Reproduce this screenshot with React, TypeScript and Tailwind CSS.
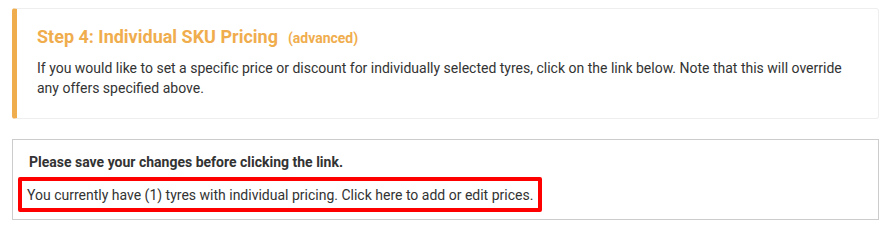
export default function App() {
  return (
    <div className="min-h-[228px] bg-white px-[12px] pt-[8px] pr-[13px] font-['Roboto','Liberation_Sans',sans-serif] text-[14px] text-[#333]">
      {/* step callout */}
      <div className="rounded-[3px] border border-l-[5px] border-[#eee] border-l-[#f0ad4e] pt-[18px] pb-[20px] pl-[20px] pr-[20px]">
        <h4 className="mb-[10px] leading-[20px] text-[18px] font-bold text-[#f0ad4e]">
          Step 4: Individual SKU Pricing
          <small className="ml-[10px] text-[14px] font-bold">(advanced)</small>
        </h4>
        <p className="leading-[20px]">
          If you would like to set a specific price or discount for individually selected tyres, click on the link
          below. Note that this will override any offers specified above.
        </p>
      </div>

      {/* link box */}
      <div className="mt-[20px] border border-[#ccc] pt-[12px] pb-[7px] pl-[5px]">
        <p className="ml-[11px] font-bold leading-[20px]">Please save your changes before clicking the link.</p>
        <div className="mt-[5px]">
          <a className="inline-block rounded-[2px] border-[4px] border-[#ff0000] px-[5px] pt-[4px] pb-[3px] leading-[20px] text-[#333]">
            You currently have (1) tyres with individual pricing. Click here to add or edit prices.
          </a>
        </div>
      </div>
    </div>
  );
}
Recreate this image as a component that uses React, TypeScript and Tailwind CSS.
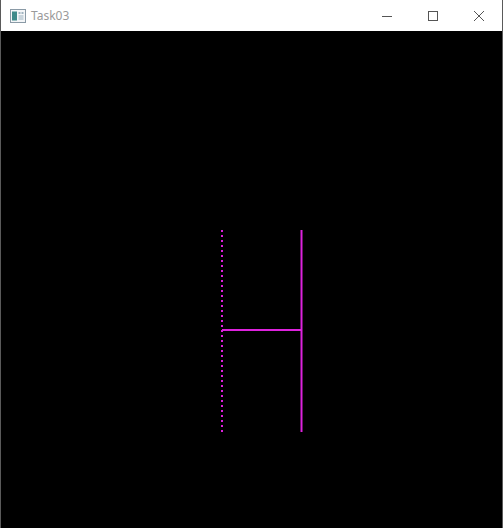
export default function App() {
  return (
    <div className="w-[503px] h-[528px] flex flex-col bg-black border-l border-r border-[#5a5a5a] overflow-hidden">
      {/* Title bar */}
      <div className="h-[31px] shrink-0 bg-white flex items-center">
        <div className="pl-[9px] pr-[5px] flex items-center">
          <svg width="16" height="14" viewBox="0 0 16 14">
            <rect x="0.5" y="0.5" width="15" height="13" fill="#f4f6f8" stroke="#8a9aa6" />
            <rect x="2" y="2.5" width="5" height="9" fill="#3f8a8a" />
            <rect x="8.5" y="3" width="2" height="2" fill="#9fb3c0" />
            <rect x="11.5" y="3" width="2" height="2" fill="#9fb3c0" />
            <rect x="8.5" y="6" width="5" height="5" fill="#c8d4dc" />
          </svg>
        </div>
        <span className="text-[12px] text-[#9a9a9a] font-['Noto_Sans',sans-serif] leading-none">Task03</span>
        <div className="ml-auto flex h-full">
          <div className="w-[46px] h-full flex items-center justify-center">
            <svg width="12" height="12" viewBox="0 0 12 12">
              <line x1="1" y1="6.5" x2="11" y2="6.5" stroke="#555" strokeWidth="1" />
            </svg>
          </div>
          <div className="w-[46px] h-full flex items-center justify-center">
            <svg width="12" height="12" viewBox="0 0 12 12">
              <rect x="1.5" y="1.5" width="9" height="9" fill="none" stroke="#555" strokeWidth="1" />
            </svg>
          </div>
          <div className="w-[46px] h-full flex items-center justify-center">
            <svg width="12" height="12" viewBox="0 0 12 12">
              <path d="M1 1 L11 11 M11 1 L1 11" stroke="#555" strokeWidth="1" />
            </svg>
          </div>
        </div>
      </div>

      {/* Canvas */}
      <div className="flex-1 bg-black">
        <svg width="501" height="497" viewBox="0 0 501 497">
          <line x1="221" y1="199" x2="221" y2="401" stroke="#dd22dd" strokeWidth="2" strokeDasharray="2 3" />
          <line x1="300.5" y1="199" x2="300.5" y2="401" stroke="#dd22dd" strokeWidth="2" />
          <line x1="221" y1="299" x2="301" y2="299" stroke="#dd22dd" strokeWidth="2" />
        </svg>
      </div>
    </div>
  );
}
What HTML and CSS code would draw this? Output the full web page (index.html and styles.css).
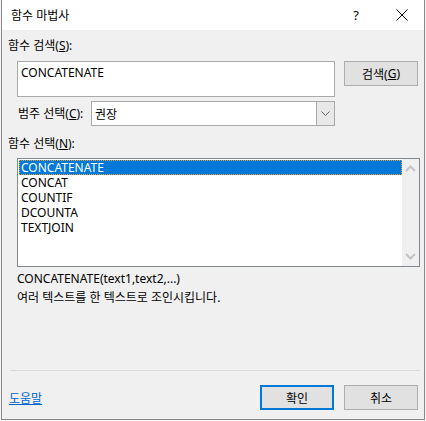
_ _ _
▸ **SET EXERCISE**
Every record above should be transcribed exactly; the pictures stay out of the copy.

▸ **SOLUTION TO THIS TASK**
Reproduce this screenshot with React, TypeScript and Tailwind CSS.
export default function App() {
  return (
    <div className="min-h-[228px] bg-white px-[12px] pt-[8px] pr-[13px] font-['Roboto','Liberation_Sans',sans-serif] text-[14px] text-[#333]">
      {/* step callout */}
      <div className="rounded-[3px] border border-l-[5px] border-[#eee] border-l-[#f0ad4e] pt-[18px] pb-[20px] pl-[20px] pr-[20px]">
        <h4 className="mb-[10px] leading-[20px] text-[18px] font-bold text-[#f0ad4e]">
          Step 4: Individual SKU Pricing
          <small className="ml-[10px] text-[14px] font-bold">(advanced)</small>
        </h4>
        <p className="leading-[20px]">
          If you would like to set a specific price or discount for individually selected tyres, click on the link
          below. Note that this will override any offers specified above.
        </p>
      </div>

      {/* link box */}
      <div className="mt-[20px] border border-[#ccc] pt-[12px] pb-[7px] pl-[5px]">
        <p className="ml-[11px] font-bold leading-[20px]">Please save your changes before clicking the link.</p>
        <div className="mt-[5px]">
          <a className="inline-block rounded-[2px] border-[4px] border-[#ff0000] px-[5px] pt-[4px] pb-[3px] leading-[20px] text-[#333]">
            You currently have (1) tyres with individual pricing. Click here to add or edit prices.
          </a>
        </div>
      </div>
    </div>
  );
}
Recreate this image as a component that uses React, TypeScript and Tailwind CSS.
export default function App() {
  return (
    <div className="w-[503px] h-[528px] flex flex-col bg-black border-l border-r border-[#5a5a5a] overflow-hidden">
      {/* Title bar */}
      <div className="h-[31px] shrink-0 bg-white flex items-center">
        <div className="pl-[9px] pr-[5px] flex items-center">
          <svg width="16" height="14" viewBox="0 0 16 14">
            <rect x="0.5" y="0.5" width="15" height="13" fill="#f4f6f8" stroke="#8a9aa6" />
            <rect x="2" y="2.5" width="5" height="9" fill="#3f8a8a" />
            <rect x="8.5" y="3" width="2" height="2" fill="#9fb3c0" />
            <rect x="11.5" y="3" width="2" height="2" fill="#9fb3c0" />
            <rect x="8.5" y="6" width="5" height="5" fill="#c8d4dc" />
          </svg>
        </div>
        <span className="text-[12px] text-[#9a9a9a] font-['Noto_Sans',sans-serif] leading-none">Task03</span>
        <div className="ml-auto flex h-full">
          <div className="w-[46px] h-full flex items-center justify-center">
            <svg width="12" height="12" viewBox="0 0 12 12">
              <line x1="1" y1="6.5" x2="11" y2="6.5" stroke="#555" strokeWidth="1" />
            </svg>
          </div>
          <div className="w-[46px] h-full flex items-center justify-center">
            <svg width="12" height="12" viewBox="0 0 12 12">
              <rect x="1.5" y="1.5" width="9" height="9" fill="none" stroke="#555" strokeWidth="1" />
            </svg>
          </div>
          <div className="w-[46px] h-full flex items-center justify-center">
            <svg width="12" height="12" viewBox="0 0 12 12">
              <path d="M1 1 L11 11 M11 1 L1 11" stroke="#555" strokeWidth="1" />
            </svg>
          </div>
        </div>
      </div>

      {/* Canvas */}
      <div className="flex-1 bg-black">
        <svg width="501" height="497" viewBox="0 0 501 497">
          <line x1="221" y1="199" x2="221" y2="401" stroke="#dd22dd" strokeWidth="2" strokeDasharray="2 3" />
          <line x1="300.5" y1="199" x2="300.5" y2="401" stroke="#dd22dd" strokeWidth="2" />
          <line x1="221" y1="299" x2="301" y2="299" stroke="#dd22dd" strokeWidth="2" />
        </svg>
      </div>
    </div>
  );
}
What HTML and CSS code would draw this? Output the full web page (index.html and styles.css).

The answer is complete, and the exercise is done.